Expert: When besieged, a true dwarf takes up the axe. When using a weapon from the Axes group, you gain +1 SP whenever your attack roll scores doubles.

Master: You partake of the endurance of stones against foul magic—or you call upon secret teachings to counter sorcery with the power of certain runes. If you fail any test to resist or reduce the effects of a spell, you may make a second test using Constitution (Tolerance) against the same target for the same benefits if you succeed. In any case, you must keep the results of this second roll.


Next Time: Classes

In the next article in this series, we’ll talk about what character classes are like in the new edition of Fantasy AGE. Until then, be daring!

Fantasy AGE 2nd Edition Coming in February

Fantasy AGE 2nd edition Core Rulebook

If you are looking for a new fantasy roleplaying game, your timing couldn’t be better because the Fantasy AGE Core Rulebook is almost here! It will be available as a PDF and go up for print pre-order next month. With our Pre-Order Plus Program, you can add the PDF for only $5 more when you pre-order the printed book, so you can start reading the game as soon as your order is in.

 

 

 

 


What does Fantasy AGE 2nd Edition have to offer? Glad you asked!

  • Fantasy AGE is easy to learn and fun to play. You can make a character in less than 30 minutes, and you only need three 6-sided dice to play.
  • Fantasy AGE is a class and level game so it’s easy to transition to from similar RPGs. The core classes are Envoy, Mage, Rogue, and Warrior (social, magic, sneaky, fighty). You can customize your character with specializations starting at level 1. Choose from duelist, diplomat, elementalist, mystic navigator, pirate, skald, sword mage, and many more.
  • The heart of the game is the stunt system, which brings dynamism and drama to the table. Roll doubles on 3d6 to pull off heroic maneuvers in combat, cast mightier spells, perform amazing feats of physical and mental prowess, or even cut a rival down to size with a few clever words.
  • Fantasy AGE is a toolkit you can use with the setting of your choice. Game Masters have many options to customize the rules for their campaigns. For example, the mage class represents all spellcasters and the game has no de facto stance on the nature of magic. In one campaign, all magic might come from ancestral spirits. In another, there might be a strict difference between arcane and divine magic with rules to reflect it.
  • Fantasy AGE features optional rules systems for Peril, which ramps up the challenges heroes face, and Daring, which allows those same heroes to pull off even more impressive feats.
  • The Fantasy AGE Core Rulebook is a complete game, with player and Game Master info and advice, an array of magical arcana and enchanted items, a selection of monsters and other adversaries, and an adventure so you can start right away.
  • The game is built with the Adventure Game Engine (AGE), which powers many other Green Ronin RPGs: Blue Rose, The Expanse, Modern AGE, and this year brings Cthulhu Awakens and The Fifth Season as well. Each game has some bespoke mechanics to reflect genre and setting (Blue Rose has psychic powers, Modern AGE has modes of play and forgoes classes, and The Expanse has rules for advanced weaponry and spaceship combat, for example) but they all share a common core of rules. If you play any AGE RPG, you already know the basics of the others.

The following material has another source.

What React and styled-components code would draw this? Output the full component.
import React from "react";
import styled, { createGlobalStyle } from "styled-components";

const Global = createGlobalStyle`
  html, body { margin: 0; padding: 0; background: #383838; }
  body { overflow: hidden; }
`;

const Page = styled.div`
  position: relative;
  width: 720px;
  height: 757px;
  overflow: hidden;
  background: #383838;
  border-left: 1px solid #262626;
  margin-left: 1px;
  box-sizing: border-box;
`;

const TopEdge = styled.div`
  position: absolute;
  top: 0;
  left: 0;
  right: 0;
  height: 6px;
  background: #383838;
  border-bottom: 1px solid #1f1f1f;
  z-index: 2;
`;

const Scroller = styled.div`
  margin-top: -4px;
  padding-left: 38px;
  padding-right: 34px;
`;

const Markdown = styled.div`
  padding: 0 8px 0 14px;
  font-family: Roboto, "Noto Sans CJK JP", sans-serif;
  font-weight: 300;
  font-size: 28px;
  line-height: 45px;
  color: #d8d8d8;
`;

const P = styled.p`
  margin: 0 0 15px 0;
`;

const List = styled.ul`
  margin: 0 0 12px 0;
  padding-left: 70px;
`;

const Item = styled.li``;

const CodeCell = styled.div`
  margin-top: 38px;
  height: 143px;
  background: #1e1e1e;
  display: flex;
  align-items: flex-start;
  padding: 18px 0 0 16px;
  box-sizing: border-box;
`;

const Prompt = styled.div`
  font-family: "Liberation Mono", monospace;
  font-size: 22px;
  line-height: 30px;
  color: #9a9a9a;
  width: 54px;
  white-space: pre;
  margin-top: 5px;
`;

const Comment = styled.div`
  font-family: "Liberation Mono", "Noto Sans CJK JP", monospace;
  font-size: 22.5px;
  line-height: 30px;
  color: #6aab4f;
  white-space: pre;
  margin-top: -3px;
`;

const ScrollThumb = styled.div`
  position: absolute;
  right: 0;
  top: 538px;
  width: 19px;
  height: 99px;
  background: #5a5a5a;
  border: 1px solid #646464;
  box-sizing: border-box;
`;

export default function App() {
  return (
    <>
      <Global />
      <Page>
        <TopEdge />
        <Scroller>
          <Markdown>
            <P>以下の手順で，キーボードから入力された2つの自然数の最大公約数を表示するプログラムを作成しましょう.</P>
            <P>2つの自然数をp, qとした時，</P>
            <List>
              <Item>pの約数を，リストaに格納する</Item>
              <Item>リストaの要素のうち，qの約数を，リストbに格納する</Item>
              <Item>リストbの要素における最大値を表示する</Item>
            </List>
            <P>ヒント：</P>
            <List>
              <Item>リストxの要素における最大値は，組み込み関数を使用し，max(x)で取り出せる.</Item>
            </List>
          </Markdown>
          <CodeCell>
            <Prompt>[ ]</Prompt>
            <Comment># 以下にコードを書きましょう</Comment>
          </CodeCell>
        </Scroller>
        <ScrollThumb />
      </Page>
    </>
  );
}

If you are new to Fantasy AGE, you can see the game in just a few weeks. If you’d like to get a sense of the Adventure Game Engine in the meantime, check out the free Quickstart for our Blue Rose RPG.

 

Fantasy AGE: Origins

I designed the Adventure Game Engine in 2008 for our licensed Dragon Age RPG that came out the following year. This was a big hit for us, and it didn’t take long for fans to let us know that they loved the rules but wanted to see a more general version not tied to the world of Thedas. To coincide with Wil Wheaton’s RPG web series Titansgrave, which used the rules, we released the Fantasy AGE Basic Rulebook in 2015 to great acclaim. From there the Adventure Game Engine became our house system, with Blue Rose, Modern AGE, and The Expanse following. One reason we began work on the Fantasy AGE Core Rulebook was to take some of the cool mechanical innovations of those games and implement them in the game’s next iteration. Like the churn in The Expanse? It forms the basis of the Peril system in Fantasy AGE 2nd Edition, for example.

 

What Does 2nd Edition Mean?

Current Fantasy AGE fans know we’ve been working on the Fantasy AGE Core Rulebook for several years. We have not previously called it 2nd Edition because one of the original design goals was to make it 99% compatible with the existing Fantasy AGE line. Two things happened along the way. First, it proved difficult to communicate that this was going to be a brand-new rulebook with some changes but mostly compatible with the Basic Rulebook. Second, during development and playtesting, we found more things that we wanted to update or expand, so now it’s more like 90% compatible. For these reasons, we decided that just calling it 2nd Edition would be best. Still, most of the 1st Edition line works just fine with 2nd Edition. You can use stat blocks from the Bestiary and adventures with little tweaking required. While much material from the Fantasy AGE Companion has been updated and incorporated into the new Core Rulebook, Lairs and the Campaign Builders Guide remain quite useful for the Game Master.

We know Fantasy AGE fans have been waiting for the Core Rulebook for a long time, but now the hour is nigh! Thanks for all your support over the years. Your patience will soon be rewarded.